Stated task:
The material below should be written out in full and exactly; pictures stay out of the copy.

====================

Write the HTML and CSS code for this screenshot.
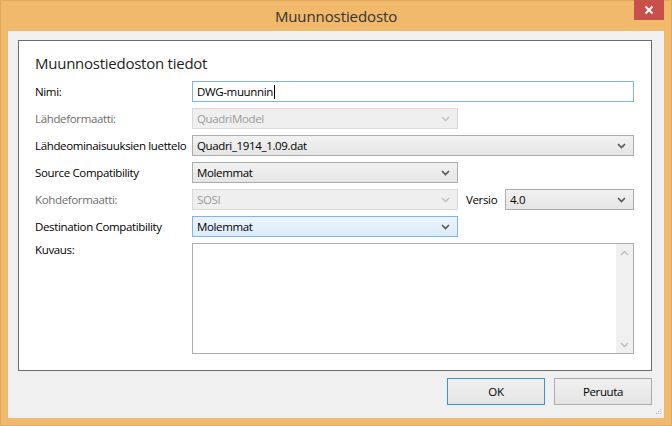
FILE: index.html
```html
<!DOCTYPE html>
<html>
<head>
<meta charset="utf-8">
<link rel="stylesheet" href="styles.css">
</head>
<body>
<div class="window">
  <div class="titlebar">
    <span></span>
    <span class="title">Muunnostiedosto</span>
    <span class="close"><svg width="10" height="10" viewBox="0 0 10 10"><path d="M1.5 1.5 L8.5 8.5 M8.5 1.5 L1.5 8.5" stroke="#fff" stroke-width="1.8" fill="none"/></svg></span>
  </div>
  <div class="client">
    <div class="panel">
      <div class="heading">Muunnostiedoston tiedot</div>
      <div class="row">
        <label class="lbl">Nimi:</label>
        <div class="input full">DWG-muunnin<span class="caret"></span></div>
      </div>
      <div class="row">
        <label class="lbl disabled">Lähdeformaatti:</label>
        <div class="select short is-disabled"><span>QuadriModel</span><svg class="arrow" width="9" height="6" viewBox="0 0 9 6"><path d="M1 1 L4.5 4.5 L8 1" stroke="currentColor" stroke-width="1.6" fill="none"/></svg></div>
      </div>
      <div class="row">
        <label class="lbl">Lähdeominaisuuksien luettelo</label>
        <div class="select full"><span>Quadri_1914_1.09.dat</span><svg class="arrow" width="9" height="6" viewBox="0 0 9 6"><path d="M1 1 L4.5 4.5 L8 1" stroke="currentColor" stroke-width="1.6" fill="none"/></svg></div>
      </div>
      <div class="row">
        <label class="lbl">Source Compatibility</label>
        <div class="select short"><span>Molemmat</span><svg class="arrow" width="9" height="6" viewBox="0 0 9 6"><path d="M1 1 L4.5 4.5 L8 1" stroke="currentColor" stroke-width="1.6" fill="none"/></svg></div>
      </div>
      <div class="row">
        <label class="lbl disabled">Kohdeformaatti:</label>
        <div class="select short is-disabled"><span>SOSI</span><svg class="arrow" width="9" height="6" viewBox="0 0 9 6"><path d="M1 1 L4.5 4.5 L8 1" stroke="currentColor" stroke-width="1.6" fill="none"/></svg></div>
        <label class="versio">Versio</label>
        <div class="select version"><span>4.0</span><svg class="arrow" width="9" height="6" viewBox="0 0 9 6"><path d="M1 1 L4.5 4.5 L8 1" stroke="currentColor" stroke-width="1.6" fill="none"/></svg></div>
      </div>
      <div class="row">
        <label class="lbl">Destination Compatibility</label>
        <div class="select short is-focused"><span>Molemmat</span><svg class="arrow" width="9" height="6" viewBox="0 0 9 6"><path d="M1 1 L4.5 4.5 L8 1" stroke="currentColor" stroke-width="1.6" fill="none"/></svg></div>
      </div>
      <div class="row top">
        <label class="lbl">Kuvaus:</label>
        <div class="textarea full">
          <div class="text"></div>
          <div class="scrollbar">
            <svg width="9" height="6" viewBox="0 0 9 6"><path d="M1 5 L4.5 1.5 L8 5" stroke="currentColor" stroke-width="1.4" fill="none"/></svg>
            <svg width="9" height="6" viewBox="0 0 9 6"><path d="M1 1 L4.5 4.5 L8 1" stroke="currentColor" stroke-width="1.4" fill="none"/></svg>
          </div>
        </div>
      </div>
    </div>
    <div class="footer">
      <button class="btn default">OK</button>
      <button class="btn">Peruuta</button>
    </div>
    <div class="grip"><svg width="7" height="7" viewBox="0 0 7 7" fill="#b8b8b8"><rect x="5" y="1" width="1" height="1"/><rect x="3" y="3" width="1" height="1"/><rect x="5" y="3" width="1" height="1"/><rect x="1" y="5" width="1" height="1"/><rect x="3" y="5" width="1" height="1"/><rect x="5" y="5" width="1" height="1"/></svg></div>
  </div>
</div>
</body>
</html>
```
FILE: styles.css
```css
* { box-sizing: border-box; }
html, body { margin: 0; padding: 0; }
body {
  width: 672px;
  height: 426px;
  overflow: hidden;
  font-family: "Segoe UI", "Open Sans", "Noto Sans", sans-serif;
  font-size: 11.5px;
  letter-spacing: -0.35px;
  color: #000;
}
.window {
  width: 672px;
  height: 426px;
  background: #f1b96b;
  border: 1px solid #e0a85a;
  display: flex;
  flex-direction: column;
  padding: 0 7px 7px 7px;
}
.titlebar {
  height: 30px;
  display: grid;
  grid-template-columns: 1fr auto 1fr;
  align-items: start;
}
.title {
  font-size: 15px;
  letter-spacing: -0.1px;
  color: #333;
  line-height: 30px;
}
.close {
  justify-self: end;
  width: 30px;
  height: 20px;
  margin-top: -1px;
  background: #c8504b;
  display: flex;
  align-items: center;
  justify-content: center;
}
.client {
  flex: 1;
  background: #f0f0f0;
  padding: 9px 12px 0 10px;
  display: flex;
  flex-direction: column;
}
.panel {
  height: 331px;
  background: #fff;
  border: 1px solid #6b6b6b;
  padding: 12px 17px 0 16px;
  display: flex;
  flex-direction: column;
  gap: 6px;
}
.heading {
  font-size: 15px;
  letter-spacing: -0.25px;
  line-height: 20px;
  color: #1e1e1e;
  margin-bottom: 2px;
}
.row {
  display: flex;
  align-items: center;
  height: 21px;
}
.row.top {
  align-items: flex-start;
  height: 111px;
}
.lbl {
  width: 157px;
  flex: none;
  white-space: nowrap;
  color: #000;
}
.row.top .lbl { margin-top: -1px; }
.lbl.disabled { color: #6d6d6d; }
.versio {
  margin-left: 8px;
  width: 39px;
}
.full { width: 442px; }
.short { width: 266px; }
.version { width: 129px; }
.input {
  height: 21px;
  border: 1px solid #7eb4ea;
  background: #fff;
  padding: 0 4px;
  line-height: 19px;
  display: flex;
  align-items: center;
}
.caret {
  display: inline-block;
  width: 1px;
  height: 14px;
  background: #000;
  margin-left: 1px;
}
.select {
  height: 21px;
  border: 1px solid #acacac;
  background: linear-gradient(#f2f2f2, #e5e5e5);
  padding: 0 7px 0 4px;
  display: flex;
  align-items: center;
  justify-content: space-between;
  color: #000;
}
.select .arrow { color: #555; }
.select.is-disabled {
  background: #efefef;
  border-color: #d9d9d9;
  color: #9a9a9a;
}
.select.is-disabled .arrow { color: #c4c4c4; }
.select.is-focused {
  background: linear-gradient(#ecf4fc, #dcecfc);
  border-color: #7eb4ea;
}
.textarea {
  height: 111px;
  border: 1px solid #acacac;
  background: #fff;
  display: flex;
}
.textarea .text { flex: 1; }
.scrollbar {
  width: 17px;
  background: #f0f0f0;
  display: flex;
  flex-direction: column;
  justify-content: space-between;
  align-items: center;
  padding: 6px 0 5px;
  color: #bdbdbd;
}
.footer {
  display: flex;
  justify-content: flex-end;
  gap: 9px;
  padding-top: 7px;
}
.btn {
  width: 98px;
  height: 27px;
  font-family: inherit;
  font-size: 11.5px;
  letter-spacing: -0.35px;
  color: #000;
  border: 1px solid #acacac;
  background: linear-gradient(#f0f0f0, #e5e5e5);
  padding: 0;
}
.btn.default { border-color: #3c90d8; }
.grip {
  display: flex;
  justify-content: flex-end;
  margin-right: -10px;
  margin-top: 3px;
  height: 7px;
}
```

====================

Complete answer:
Write the HTML and CSS code for this screenshot.
FILE: index.html
```html
<!DOCTYPE html>
<html>
<head>
<meta charset="utf-8">
<link rel="stylesheet" href="styles.css">
</head>
<body>
<div class="window">
  <div class="titlebar">
    <span></span>
    <span class="title">Muunnostiedosto</span>
    <span class="close"><svg width="10" height="10" viewBox="0 0 10 10"><path d="M1.5 1.5 L8.5 8.5 M8.5 1.5 L1.5 8.5" stroke="#fff" stroke-width="1.8" fill="none"/></svg></span>
  </div>
  <div class="client">
    <div class="panel">
      <div class="heading">Muunnostiedoston tiedot</div>
      <div class="row">
        <label class="lbl">Nimi:</label>
        <div class="input full">DWG-muunnin<span class="caret"></span></div>
      </div>
      <div class="row">
        <label class="lbl disabled">Lähdeformaatti:</label>
        <div class="select short is-disabled"><span>QuadriModel</span><svg class="arrow" width="9" height="6" viewBox="0 0 9 6"><path d="M1 1 L4.5 4.5 L8 1" stroke="currentColor" stroke-width="1.6" fill="none"/></svg></div>
      </div>
      <div class="row">
        <label class="lbl">Lähdeominaisuuksien luettelo</label>
        <div class="select full"><span>Quadri_1914_1.09.dat</span><svg class="arrow" width="9" height="6" viewBox="0 0 9 6"><path d="M1 1 L4.5 4.5 L8 1" stroke="currentColor" stroke-width="1.6" fill="none"/></svg></div>
      </div>
      <div class="row">
        <label class="lbl">Source Compatibility</label>
        <div class="select short"><span>Molemmat</span><svg class="arrow" width="9" height="6" viewBox="0 0 9 6"><path d="M1 1 L4.5 4.5 L8 1" stroke="currentColor" stroke-width="1.6" fill="none"/></svg></div>
      </div>
      <div class="row">
        <label class="lbl disabled">Kohdeformaatti:</label>
        <div class="select short is-disabled"><span>SOSI</span><svg class="arrow" width="9" height="6" viewBox="0 0 9 6"><path d="M1 1 L4.5 4.5 L8 1" stroke="currentColor" stroke-width="1.6" fill="none"/></svg></div>
        <label class="versio">Versio</label>
        <div class="select version"><span>4.0</span><svg class="arrow" width="9" height="6" viewBox="0 0 9 6"><path d="M1 1 L4.5 4.5 L8 1" stroke="currentColor" stroke-width="1.6" fill="none"/></svg></div>
      </div>
      <div class="row">
        <label class="lbl">Destination Compatibility</label>
        <div class="select short is-focused"><span>Molemmat</span><svg class="arrow" width="9" height="6" viewBox="0 0 9 6"><path d="M1 1 L4.5 4.5 L8 1" stroke="currentColor" stroke-width="1.6" fill="none"/></svg></div>
      </div>
      <div class="row top">
        <label class="lbl">Kuvaus:</label>
        <div class="textarea full">
          <div class="text"></div>
          <div class="scrollbar">
            <svg width="9" height="6" viewBox="0 0 9 6"><path d="M1 5 L4.5 1.5 L8 5" stroke="currentColor" stroke-width="1.4" fill="none"/></svg>
            <svg width="9" height="6" viewBox="0 0 9 6"><path d="M1 1 L4.5 4.5 L8 1" stroke="currentColor" stroke-width="1.4" fill="none"/></svg>
          </div>
        </div>
      </div>
    </div>
    <div class="footer">
      <button class="btn default">OK</button>
      <button class="btn">Peruuta</button>
    </div>
    <div class="grip"><svg width="7" height="7" viewBox="0 0 7 7" fill="#b8b8b8"><rect x="5" y="1" width="1" height="1"/><rect x="3" y="3" width="1" height="1"/><rect x="5" y="3" width="1" height="1"/><rect x="1" y="5" width="1" height="1"/><rect x="3" y="5" width="1" height="1"/><rect x="5" y="5" width="1" height="1"/></svg></div>
  </div>
</div>
</body>
</html>
```
FILE: styles.css
```css
* { box-sizing: border-box; }
html, body { margin: 0; padding: 0; }
body {
  width: 672px;
  height: 426px;
  overflow: hidden;
  font-family: "Segoe UI", "Open Sans", "Noto Sans", sans-serif;
  font-size: 11.5px;
  letter-spacing: -0.35px;
  color: #000;
}
.window {
  width: 672px;
  height: 426px;
  background: #f1b96b;
  border: 1px solid #e0a85a;
  display: flex;
  flex-direction: column;
  padding: 0 7px 7px 7px;
}
.titlebar {
  height: 30px;
  display: grid;
  grid-template-columns: 1fr auto 1fr;
  align-items: start;
}
.title {
  font-size: 15px;
  letter-spacing: -0.1px;
  color: #333;
  line-height: 30px;
}
.close {
  justify-self: end;
  width: 30px;
  height: 20px;
  margin-top: -1px;
  background: #c8504b;
  display: flex;
  align-items: center;
  justify-content: center;
}
.client {
  flex: 1;
  background: #f0f0f0;
  padding: 9px 12px 0 10px;
  display: flex;
  flex-direction: column;
}
.panel {
  height: 331px;
  background: #fff;
  border: 1px solid #6b6b6b;
  padding: 12px 17px 0 16px;
  display: flex;
  flex-direction: column;
  gap: 6px;
}
.heading {
  font-size: 15px;
  letter-spacing: -0.25px;
  line-height: 20px;
  color: #1e1e1e;
  margin-bottom: 2px;
}
.row {
  display: flex;
  align-items: center;
  height: 21px;
}
.row.top {
  align-items: flex-start;
  height: 111px;
}
.lbl {
  width: 157px;
  flex: none;
  white-space: nowrap;
  color: #000;
}
.row.top .lbl { margin-top: -1px; }
.lbl.disabled { color: #6d6d6d; }
.versio {
  margin-left: 8px;
  width: 39px;
}
.full { width: 442px; }
.short { width: 266px; }
.version { width: 129px; }
.input {
  height: 21px;
  border: 1px solid #7eb4ea;
  background: #fff;
  padding: 0 4px;
  line-height: 19px;
  display: flex;
  align-items: center;
}
.caret {
  display: inline-block;
  width: 1px;
  height: 14px;
  background: #000;
  margin-left: 1px;
}
.select {
  height: 21px;
  border: 1px solid #acacac;
  background: linear-gradient(#f2f2f2, #e5e5e5);
  padding: 0 7px 0 4px;
  display: flex;
  align-items: center;
  justify-content: space-between;
  color: #000;
}
.select .arrow { color: #555; }
.select.is-disabled {
  background: #efefef;
  border-color: #d9d9d9;
  color: #9a9a9a;
}
.select.is-disabled .arrow { color: #c4c4c4; }
.select.is-focused {
  background: linear-gradient(#ecf4fc, #dcecfc);
  border-color: #7eb4ea;
}
.textarea {
  height: 111px;
  border: 1px solid #acacac;
  background: #fff;
  display: flex;
}
.textarea .text { flex: 1; }
.scrollbar {
  width: 17px;
  background: #f0f0f0;
  display: flex;
  flex-direction: column;
  justify-content: space-between;
  align-items: center;
  padding: 6px 0 5px;
  color: #bdbdbd;
}
.footer {
  display: flex;
  justify-content: flex-end;
  gap: 9px;
  padding-top: 7px;
}
.btn {
  width: 98px;
  height: 27px;
  font-family: inherit;
  font-size: 11.5px;
  letter-spacing: -0.35px;
  color: #000;
  border: 1px solid #acacac;
  background: linear-gradient(#f0f0f0, #e5e5e5);
  padding: 0;
}
.btn.default { border-color: #3c90d8; }
.grip {
  display: flex;
  justify-content: flex-end;
  margin-right: -10px;
  margin-top: 3px;
  height: 7px;
}
```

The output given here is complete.